Social workers play key role in immigrant students’ success
In divisive climate, researcher explores practical steps to improving student experience
Posted on: June 18, 2019; Updated on: June 18, 2019
By Chris Horn, chorn@sc.edu, 803-777-3687
About one-quarter of children in the U.S. under the age of 18 are immigrants or the children of immigrants, a status that often translates into educational disadvantages.
Ben Roth, a College of Social Work assistant professor, is working with colleagues at two other universities to survey school social workers nationwide on what they are doing to help those children navigate successfully through their public school experiences.
“We want to better understand what they do to better serve immigrant students in their schools and their views and understanding of immigration more broadly, knowing how politically divisive the topic of immigration is today,” Roth says. “These views can sometimes shape the way we think about and prioritize the work we do.”
The role that teachers and administrators play in shaping a school’s climate and how that affects students’ educational experiences is well documented, Roth says. But much less is understood about the role of school social workers in helping immigrant children.
“Depending on where they live and what their parents’ legal status happens to be, those students can encounter barriers such as lack of access to public programs that could help offset some of the disadvantages of poverty, for example,” he says.

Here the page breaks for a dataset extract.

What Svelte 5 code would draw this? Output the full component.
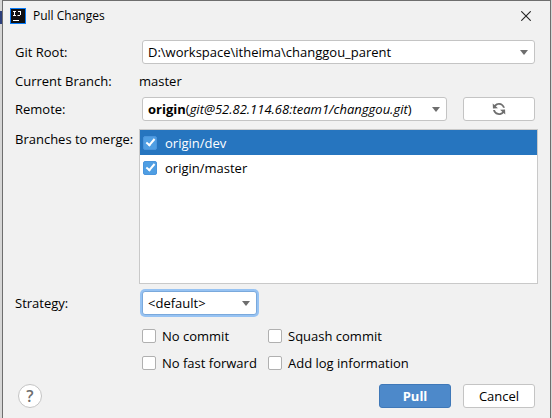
<script>
  let root = $state('D:\\workspace\\itheima\\changgou_parent');
  let remote = $state('origin');
  let strategy = $state('<default>');
  let branches = $state([
    { name: 'origin/dev', checked: true },
    { name: 'origin/master', checked: true }
  ]);
  let selected = $state(0);
  let options = $state([
    { name: 'No commit', checked: false },
    { name: 'Squash commit', checked: false },
    { name: 'No fast forward', checked: false },
    { name: 'Add log information', checked: false }
  ]);
</script>

{#snippet box(item)}
  <label class="check">
    <input type="checkbox" bind:checked={item.checked} />
    <span>{item.name}</span>
  </label>
{/snippet}

<div class="desktop">
  <main class="dialog">
    <header>
      <svg class="logo" viewBox="0 0 16 16" aria-hidden="true">
        <rect width="16" height="16" fill="#087cfa" />
        <rect x="1" y="1" width="14" height="14" fill="#101012" />
        <path d="M3 3.5h3M4.5 3v5M3 7.5h3M8 3.5h3M10.5 3v4M7.5 7.5h2.5" fill="none" stroke="#fff" />
        <path d="M3 12.5h6" stroke="#fff" />
      </svg>
      <h1>Pull Changes</h1>
      <button class="close" aria-label="Close">
        <svg viewBox="0 0 10 10"><path d="M.3.3l9.4 9.4M9.7.3L.3 9.7" fill="none" stroke="#222" stroke-width="1.1" /></svg>
      </button>
    </header>

    <div class="form">
      <label for="root">Git Root:</label>
      <div class="controls">
        <div class="combo wide">
          <select id="root" bind:value={root}><option>D:\workspace\itheima\changgou_parent</option></select>
        </div>
      </div>

      <span>Current Branch:</span>
      <span>master</span>

      <label for="remote">Remote:</label>
      <div class="controls">
        <div class="combo wide rich">
          <select id="remote" bind:value={remote}><option>origin</option></select>
          <span class="value" aria-hidden="true"><b>origin</b>(<i>git@52.82.114.68:team1/changgou.git</i>)</span>
        </div>
        <button class="btn" aria-label="Refresh">
          <svg class="refresh" viewBox="0 0 16 16">
            <path fill="#6e6e6e" d="M12.575 11.885C11.474 13.182 9.832 14.004 7.999 14.004 5.039 14.004 2.58 11.862 2.088 9.043L3.948 9.108C4.434 10.89 6.064 12.2 8 12.2 9.301 12.2 10.465 11.608 11.235 10.679L9.05 8.712 14.043 8.45 14.305 13.443ZM3.428 4.117C4.528 2.825 6.168 2.004 7.999 2.004 10.919 2.004 13.351 4.09 13.888 6.853L12.023 6.788C11.502 5.059 9.898 3.8 8 3.8 6.699 3.8 5.535 4.392 4.765 5.321L6.955 7.293 1.962 7.555 1.7 2.562Z" />
          </svg>
        </button>
      </div>

      <span class="top">Branches to merge:</span>
      <ul class="list">
        {#each branches as branch, i}
          <li class:selected={selected === i}>{@render box(branch)}</li>
        {/each}
      </ul>

      <label for="strategy">Strategy:</label>
      <div class="controls">
        <div class="combo focused">
          <select id="strategy" bind:value={strategy}><option>{'<default>'}</option></select>
        </div>
      </div>

      <div class="options">
        {#each options as option}
          {@render box(option)}
        {/each}
      </div>
    </div>

    <footer>
      <button class="help" aria-label="Help">?</button>
      <button class="btn primary">Pull</button>
      <button class="btn">Cancel</button>
    </footer>
  </main>
</div>

<style>
  :global(body) {
    background: #d6d6d6;
  }
  .desktop {
    box-sizing: border-box;
    min-height: 100vh;
    padding: 0 1px 0 2px;
    display: flex;
    background: linear-gradient(#2c3f7c, #2c3f7c) 0 11px / 2px 13px no-repeat;
    color: #000;
    font: 13px/20px 'Open Sans', 'Noto Sans', sans-serif;
  }
  .dialog {
    box-sizing: border-box;
    flex: 1;
    min-width: 0;
    display: flex;
    flex-direction: column;
    background: #f1f1f1;
    border: 1px solid #6e6e6e;
    border-bottom: 0;
  }
  header {
    display: flex;
    align-items: center;
    gap: 7px;
    height: 29px;
    padding: 0 19px 0 7px;
  }
  .logo {
    width: 16px;
    height: 16px;
  }
  h1 {
    flex: 1;
    margin: 0;
    font-size: 12px;
    font-weight: 400;
  }
  button {
    font: inherit;
    padding: 0;
  }
  .close {
    border: 0;
    background: none;
    width: 10px;
    height: 10px;
    display: flex;
  }
  .close svg {
    width: 10px;
    height: 10px;
  }
  .form {
    display: grid;
    grid-template-columns: 124px minmax(0, 1fr);
    grid-template-rows: 44px 14px 41px 155px 38px auto;
    align-items: center;
    padding: 0 12px;
  }
  .controls {
    display: flex;
    gap: 16px;
    padding: 0 3px;
  }
  .combo {
    position: relative;
    width: 115px;
  }
  .combo.wide {
    flex: 1;
    width: auto;
    min-width: 0;
  }
  select {
    display: block;
    box-sizing: border-box;
    width: 100%;
    height: 24px;
    padding: 0 24px 0 5px;
    appearance: none;
    border: 1px solid #c4c4c4;
    border-radius: 3px;
    background: #fff;
    color: #000;
    font: inherit;
    outline: none;
  }
  .combo::after {
    content: '';
    position: absolute;
    top: 10px;
    right: 7px;
    border: solid transparent;
    border-width: 5px 4px 0;
    border-top-color: #6e6e6e;
    pointer-events: none;
  }
  .rich select {
    color: transparent;
  }
  .rich option {
    color: #000;
  }
  .value {
    position: absolute;
    inset: 2px 20px 2px 6px;
    white-space: nowrap;
    pointer-events: none;
  }
  .focused select {
    border-color: #7aa9dc;
    box-shadow: 0 0 0 2px #97c3f3;
  }
  .btn {
    box-sizing: border-box;
    width: 72px;
    height: 24px;
    display: flex;
    align-items: center;
    justify-content: center;
    border: 1px solid #c4c4c4;
    border-radius: 3px;
    background: #fff;
    color: #000;
  }
  .refresh {
    width: 16px;
    height: 16px;
  }
  .top {
    align-self: start;
  }
  .list {
    box-sizing: border-box;
    align-self: stretch;
    margin: 0;
    padding: 0;
    list-style: none;
    border: 1px solid #c9c9c9;
    background: #fff;
  }
  li {
    height: 25px;
    padding-left: 3px;
    display: flex;
    align-items: center;
  }
  .selected {
    background: #2675bf;
    color: #fff;
  }
  .check {
    display: flex;
    align-items: center;
    gap: 6px;
  }
  .list .check {
    gap: 8px;
  }
  input {
    box-sizing: border-box;
    appearance: none;
    width: 14px;
    height: 14px;
    margin: 0;
    border: 1px solid #b0b0b0;
    border-radius: 2px;
    background: #fff;
    display: grid;
    place-items: center;
  }
  input:checked {
    border-color: #4a94dc;
    background: #4f9ee3;
  }
  input:checked::before {
    content: '';
    width: 3px;
    height: 7px;
    margin-bottom: 2px;
    border: solid #fff;
    border-width: 0 2px 2px 0;
    transform: rotate(40deg);
  }
  .options {
    grid-column: 2;
    padding: 0 3px;
    display: grid;
    grid-template-columns: 126px 1fr;
    grid-auto-rows: 27px;
  }
  footer {
    display: flex;
    align-items: center;
    gap: 12px;
    padding: 8px 15px 10px;
  }
  .help {
    width: 24px;
    height: 24px;
    margin-right: auto;
    border: 1px solid #c4c4c4;
    border-radius: 50%;
    background: #fff;
    color: #6e6e6e;
    font-size: 16px;
    font-weight: 600;
    line-height: 20px;
  }
  .primary {
    border-color: #3f78b8;
    background: #4d89ca;
    color: #fff;
    font-weight: 700;
  }
</style>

To do their jobs effectively, social workers have to be aware of the terrain of immigration policy and how that might be impacting an immigrant family and a child’s performance in school. “That will help to understand and contextualize some of the presenting symptoms of a kid who’s acting out or not doing well,” Roth says.
Public schools are microcosms of society at large, he says, where the climate of inclusion is being sorted out as students decide what categories people fit into. “To varying degrees teachers and administrators address those realities, but school social workers have an ability to speak into that process in ways that we think are very important for shaping school climate,” Roth says.
“Schools remain central vehicles for preparing citizens for tomorrow — not just immigrant youth but their peers who have certain opinions that they may have inherited from their parents or from the larger society,” Roth says. “So to the extent that the schools are poised to challenge some of these assumptions or begin to improve and facilitate social cohesion, that’s a pretty exciting spot to be. And we’re interested in the important ways that school social workers might be contributing to that.”